* What needs to be done
Pull each line holding "with" out of the entries below.

* Data for this task
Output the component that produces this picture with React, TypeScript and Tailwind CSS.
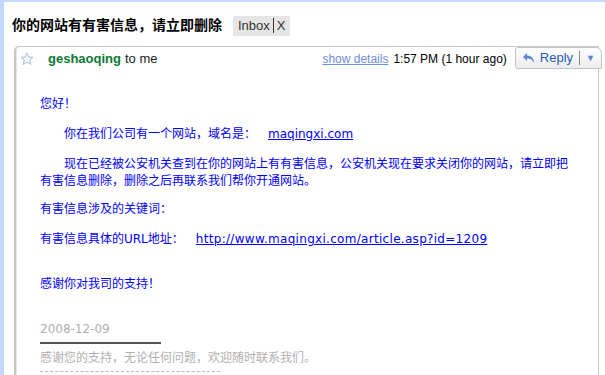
import React from "react";

const cjk = { fontFamily: '"Liberation Sans", "Noto Sans CJK SC", sans-serif' };
const body = { fontFamily: '"DejaVu Sans", "Noto Sans CJK SC", sans-serif' };

function Star() {
  return (
    <svg width="14" height="14" viewBox="0 0 14 14">
      <path
        d="M7 1 L8.7 5 L13 5.3 L9.7 8.1 L10.8 12.5 L7 10.1 L3.2 12.5 L4.3 8.1 L1 5.3 L5.3 5 Z"
        fill="#f4f8ff"
        stroke="#a9c0e8"
        strokeWidth="1"
        strokeLinejoin="round"
      />
    </svg>
  );
}

function ReplyButton() {
  return (
    <div className="flex items-center h-[22px] border border-[#c4c4c4] rounded-tr-[6px] rounded-bl-[3px] rounded-tl-[3px] bg-gradient-to-b from-white to-[#ececec] pl-[6px] pr-[6px]">
      <svg width="14" height="12" viewBox="0 0 14 12" className="mr-[4px]">
        <path d="M5 1 L1 5 L5 9 L5 6.5 C8 6.3 10.5 7.5 12 11 C12 6.5 9.5 3.8 5 3.6 Z" fill="#5a87d6" />
      </svg>
      <span className="text-[13px] text-[#2a5db0]" style={cjk}>Reply</span>
      <span className="mx-[6px] h-[14px] w-px bg-[#888]" />
      <span className="text-[9px] text-[#5a87d6]">▼</span>
    </div>
  );
}

export default function App() {
  return (
    <div className="w-[605px] h-[375px] overflow-hidden bg-white border-t-2 border-l-4 border-[#c3d9ff]">
      <div className="flex items-center pl-[8px] pt-[13px]">
        <span className="text-[14px] font-bold text-black" style={cjk}>你的网站有有害信息，请立即删除</span>
        <span className="ml-[11px] flex items-center h-[20px] px-[5px] bg-[#e5e5e5] text-[13px] text-[#333]" style={cjk}>
          Inbox<span className="mx-[3px] h-[15px] w-px bg-[#333]" />X
        </span>
      </div>

      <div className="ml-[10px] mr-[6px] mt-[10px] h-[400px] border-l-2 border-t border-r border-[#c8c8c8] rounded-tl-[5px] shadow-[inset_1px_0_0_#e6e6e6]">
        <div className="flex items-center pl-[4px] pt-[2px]">
          <Star />
          <span className="ml-[14px] text-[13px] font-bold text-[#0b7a33]" style={cjk}>geshaoqing</span>
          <span className="ml-[4px] text-[13px] text-[#222]" style={cjk}>to me</span>
          <span className="ml-auto text-[12px] text-[#6b8ee0] underline" style={cjk}>show details</span>
          <span className="ml-[5px] mr-[8px] text-[12px] text-black" style={cjk}>1:57 PM (1 hour ago)</span>
          <div className="-mt-[2px] -mr-[4px]">
            <ReplyButton />
          </div>
        </div>

        <div className="pl-[24px] pr-[22px] pt-[27px] text-[12px] leading-[17px] text-[#0000ff]" style={body}>
          <p>您好！</p>
          <p className="mt-[13px] pl-[24px]">
            你在我们公司有一个网站，域名是：<span className="ml-[12px] underline">maqingxi.com</span>
          </p>
          <p className="mt-[13px] indent-[24px]">
            现在已经被公安机关查到在你的网站上有有害信息，公安机关现在要求关闭你的网站，请立即把有害信息删除，删除之后再联系我们帮你开通网站。
          </p>
          <p className="mt-[11px]">有害信息涉及的关键词：</p>
          <p className="mt-[13px]">
            有害信息具体的URL地址：<span className="ml-[12px] underline tracking-[0.3px]">http://www.maqingxi.com/article.asp?id=1209</span>
          </p>
          <p className="mt-[28px]">感谢你对我司的支持！</p>
          <p className="mt-[28px] text-[#b0b0b0]">2008-12-09</p>
          <div className="mt-[4px] w-[121px] h-[2px] bg-[#555]" />
          <p className="mt-[6px] text-[#b0b0b0]">感谢您的支持，无论任何问题，欢迎随时联系我们。</p>
          <div className="mt-[4px] w-[180px] border-t border-dashed border-[#bbb]" />
        </div>
      </div>
    </div>
  );
}
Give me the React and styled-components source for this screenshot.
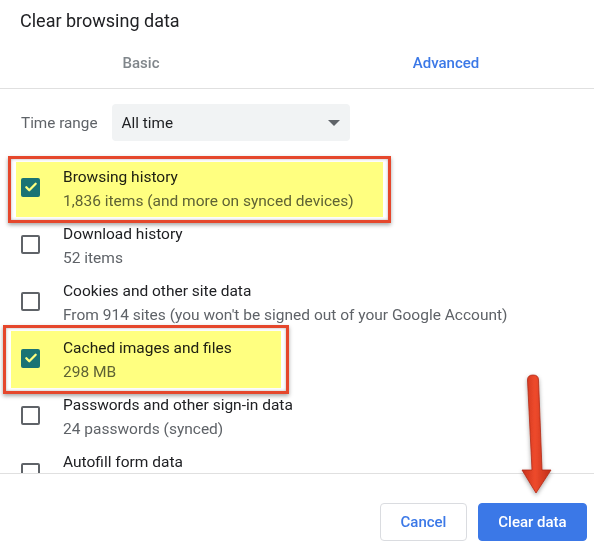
import React from "react";
import styled, { createGlobalStyle } from "styled-components";

const Global = createGlobalStyle`
  html, body { margin: 0; padding: 0; background: #fff; }
  body { font-family: Roboto, "Noto Sans", Arial, sans-serif; -webkit-font-smoothing: antialiased; }
`;

const Dialog = styled.div`
  position: relative;
  width: 594px;
  height: 547px;
  display: flex;
  flex-direction: column;
  overflow: hidden;
  background: #fff;
`;

const Title = styled.h1`
  margin: 0;
  padding: 8px 20px 0;
  height: 28px;
  font-size: 18px;
  font-weight: 400;
  line-height: 26px;
  color: #202124;
`;

const Tabs = styled.div`
  display: grid;
  grid-template-columns: 282px 1fr;
  margin-right: -16px;
  height: 52px;
  border-bottom: 1px solid #e0e0e0;
`;

const Tab = styled.div`
  display: flex;
  align-items: center;
  justify-content: center;
  padding-top: 2px;
  font-size: 15px;
  font-weight: 500;
  color: ${(p) => (p.$active ? "#3b78e7" : "#80868b")};
`;

const Body = styled.div`
  flex: none;
  height: 385px;
  overflow: hidden;
  border-bottom: 1px solid #e0e0e0;
  padding-top: 15px;
  box-sizing: border-box;
`;

const RangeRow = styled.div`
  display: flex;
  align-items: center;
  gap: 14px;
  padding-left: 21px;
  margin-bottom: 19px;
`;

const RangeLabel = styled.span`
  font-size: 15.3px;
  color: #5f6368;
`;

const Select = styled.div`
  display: flex;
  align-items: center;
  justify-content: space-between;
  width: 238px;
  height: 37px;
  box-sizing: border-box;
  padding: 0 10px;
  border-radius: 4px;
  background: #f1f3f4;
  font-size: 15.3px;
  color: #202124;
`;

const Caret = styled.span`
  width: 0;
  height: 0;
  border-left: 6px solid transparent;
  border-right: 6px solid transparent;
  border-top: 6px solid #5f6368;
`;

const Row = styled.div`
  position: relative;
  display: flex;
  align-items: center;
  height: 57px;
  padding-left: 21px;
  gap: 23px;
`;

const Box = styled.span`
  flex: none;
  width: 19px;
  height: 19px;
  box-sizing: border-box;
  border-radius: 2px;
  margin-top: -3px;
  display: flex;
  align-items: center;
  justify-content: center;
  border: ${(p) => (p.$on ? "none" : "2px solid #5f6368")};
  background: ${(p) => (p.$on ? "#1a73e8" : "transparent")};
`;

const Texts = styled.div`
  display: flex;
  flex-direction: column;
`;

const Label = styled.span`
  font-size: 15.5px;
  line-height: 24px;
  color: #202124;
  white-space: nowrap;
`;

const Sub = styled.span`
  font-size: 15.5px;
  line-height: 24px;
  color: #5f6368;
  white-space: nowrap;
`;

/* highlighter annotation laid over a row */
const Marker = styled.div`
  position: absolute;
  left: ${(p) => p.$left}px;
  top: ${(p) => p.$top}px;
  width: ${(p) => p.$w}px;
  height: ${(p) => p.$h}px;
  box-sizing: border-box;
  border: 3px solid #e5472c;
  box-shadow: 0 2px 4px rgba(0, 0, 0, 0.35), inset 0 0 3px rgba(0, 0, 0, 0.3);
  padding: 3px 5px;
  mix-blend-mode: multiply;
  pointer-events: none;
`;

const Fill = styled.div`
  width: 100%;
  height: 100%;
  background: #ffff80;
`;

const Footer = styled.div`
  flex: 1;
  display: flex;
  justify-content: flex-end;
  align-items: flex-start;
  gap: 11px;
  padding: 29px 7px 0 0;
`;

const Button = styled.button`
  height: 38px;
  padding: 0 19px;
  border-radius: 4px;
  font-family: inherit;
  font-size: 15px;
  font-weight: 500;
  cursor: pointer;
  border: 1px solid ${(p) => (p.$primary ? "#3b78e7" : "#dadce0")};
  background: ${(p) => (p.$primary ? "#3b78e7" : "#fff")};
  color: ${(p) => (p.$primary ? "#fff" : "#3b78e7")};
  min-width: ${(p) => (p.$primary ? "109px" : "87px")};
`;

const Arrow = styled.svg`
  position: absolute;
  left: 515px;
  top: 370px;
  width: 45px;
  height: 135px;
  overflow: visible;
`;

const Check = () => (
  <svg width="14" height="14" viewBox="0 0 24 24">
    <path d="M4 12.5l5 5L20 6.5" fill="none" stroke="#fff" strokeWidth="4" strokeLinecap="round" strokeLinejoin="round" />
  </svg>
);

const items = [
  { label: "Browsing history", sub: "1,836 items (and more on synced devices)", on: true, mark: { left: 8, top: -4, w: 383, h: 67 } },
  { label: "Download history", sub: "52 items" },
  { label: "Cookies and other site data", sub: "From 914 sites (you won't be signed out of your Google Account)" },
  { label: "Cached images and files", sub: "298 MB", on: true, mark: { left: 3, top: -6, w: 286, h: 69 } },
  { label: "Passwords and other sign-in data", sub: "24 passwords (synced)" },
  { label: "Autofill form data", sub: "" },
];

export default function App() {
  return (
    <>
      <Global />
      <Dialog>
        <Title>Clear browsing data</Title>
        <Tabs>
          <Tab>Basic</Tab>
          <Tab $active>Advanced</Tab>
        </Tabs>
        <Body>
          <RangeRow>
            <RangeLabel>Time range</RangeLabel>
            <Select>
              <span>All time</span>
              <Caret />
            </Select>
          </RangeRow>
          {items.map((it) => (
            <Row key={it.label}>
              <Box $on={it.on}>{it.on && <Check />}</Box>
              <Texts>
                <Label>{it.label}</Label>
                <Sub>{it.sub || "\u00a0"}</Sub>
              </Texts>
              {it.mark && (
                <Marker $left={it.mark.left} $top={it.mark.top} $w={it.mark.w} $h={it.mark.h}>
                  <Fill />
                </Marker>
              )}
            </Row>
          ))}
        </Body>
        <Footer>
          <Button>Cancel</Button>
          <Button $primary>Clear data</Button>
        </Footer>
        <Arrow viewBox="0 0 45 135">
          <defs>
            <linearGradient id="shaft" x1="0" x2="1" y1="0" y2="0">
              <stop offset="0" stopColor="#c7321c" />
              <stop offset="0.45" stopColor="#ee4a2c" />
              <stop offset="1" stopColor="#c02e18" />
            </linearGradient>
            <filter id="drop" x="-50%" y="-20%" width="200%" height="140%">
              <feDropShadow dx="0" dy="2" stdDeviation="2" floodColor="#000" floodOpacity="0.35" />
            </filter>
          </defs>
          <path
            d="M12.5 10 Q12.5 5 18 5 Q23.5 5 23.5 10 L27 100 L36 100 L21 123 L7 100 L17 100 Z"
            fill="url(#shaft)"
            stroke="#b02a15"
            strokeWidth="0.8"
            strokeLinejoin="round"
            filter="url(#drop)"
          />
        </Arrow>
      </Dialog>
    </>
  );
}
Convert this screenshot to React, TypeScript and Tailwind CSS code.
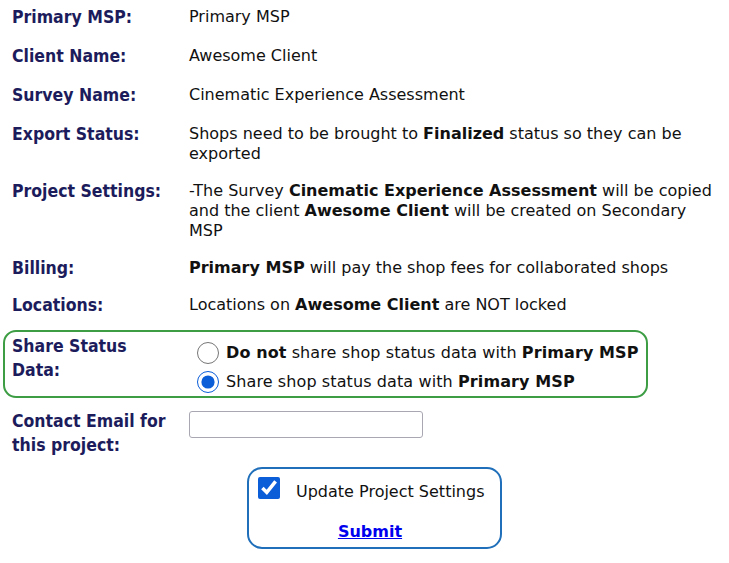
import React from 'react'

const labelCls =
  "font-['DejaVu_Sans_Condensed','Open_Sans',sans-serif] font-bold text-[17.5px] leading-6 text-[#1c1c5c]"

function Row({ label, children }: { label: string; children?: React.ReactNode }) {
  return (
    <div className="grid grid-cols-[177px_1fr] items-start">
      <div className={labelCls}>{label}</div>
      <div className="pt-[2px] text-[16px] leading-5 text-[#111]">{children}</div>
    </div>
  )
}

export default function App() {
  return (
    <div className="min-h-screen w-[729px] bg-white font-['DejaVu_Sans',Verdana,sans-serif] text-[#111]">
      <div className="flex flex-col gap-[15px] pl-3 pt-[5px]">
        <Row label="Primary MSP:">Primary MSP</Row>
        <Row label="Client Name:">Awesome Client</Row>
        <Row label="Survey Name:">Cinematic Experience Assessment</Row>
        <Row label="Export Status:">
          Shops need to be brought to <b>Finalized</b> status so they can be
          <br />
          exported
        </Row>
        <Row label="Project Settings:">
          -The Survey <b>Cinematic Experience Assessment</b> will be copied
          <br />
          and the client <b>Awesome Client</b> will be created on Secondary
          <br />
          MSP
        </Row>
        <Row label="Billing:">
          <b>Primary MSP</b> will pay the shop fees for collaborated shops
        </Row>
        <div className="-mt-[2px]">
          <Row label="Locations:">
            Locations on <b>Awesome Client</b> are NOT locked
          </Row>
        </div>
      </div>

      <div className="ml-[3px] mt-[13px] grid w-[645px] grid-cols-[177px_1fr] items-start rounded-[13px] border-2 border-[#3d9d44] pb-[2px] pt-[2px] pl-[7px]">
        <div className={labelCls}>
          Share Status
          <br />
          Data:
        </div>
        <div className="flex flex-col gap-[5px] pl-[8px] pt-[7px] text-[16px] leading-6 tracking-[0.1px]">
          <label className="flex items-center gap-[7px]">
            <input type="radio" name="share" className="m-0 h-[22px] w-[22px] accent-[#0b5dd8]" />
            <span>
              <b>Do not</b> share shop status data with <b>Primary MSP</b>
            </span>
          </label>
          <label className="flex items-center gap-[7px]">
            <input
              type="radio"
              name="share"
              defaultChecked
              className="m-0 h-[22px] w-[22px] accent-[#0b5dd8]"
            />
            <span>
              Share shop status data with <b>Primary MSP</b>
            </span>
          </label>
        </div>
      </div>

      <div className="mt-[11px] grid grid-cols-[177px_1fr] items-start pl-3">
        <div className={labelCls}>
          Contact Email for
          <br />
          this project:
        </div>
        <div className="pt-[2px]">
          <input
            type="text"
            className="h-[27px] w-[234px] rounded-[3px] border border-[#a9a7b2] bg-white px-1 text-[15px] outline-none"
          />
        </div>
      </div>

      <div className="ml-[247px] mt-[10px] flex h-[82px] w-[255px] flex-col rounded-[15px] border-2 border-[#1f6fba] pl-[9px] pt-[8px]">
        <label className="flex items-start">
          <input
            type="checkbox"
            defaultChecked
            className="m-0 h-[22px] w-[22px] accent-[#0b5dd8]"
          />
          <span className="ml-[16px] mt-[5px] text-[16px] leading-5">Update Project Settings</span>
        </label>
        <a
          href="#"
          className="mt-[20px] self-center pr-[18px] text-[16px] font-bold leading-5 text-[#0000ee] underline"
        >
          Submit
        </a>
      </div>
    </div>
  )
}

* Right answer
Output the component that produces this picture with React, TypeScript and Tailwind CSS.
              <b>Do not</b> share shop status data with <b>Primary MSP</b>
              Share shop status data with <b>Primary MSP</b>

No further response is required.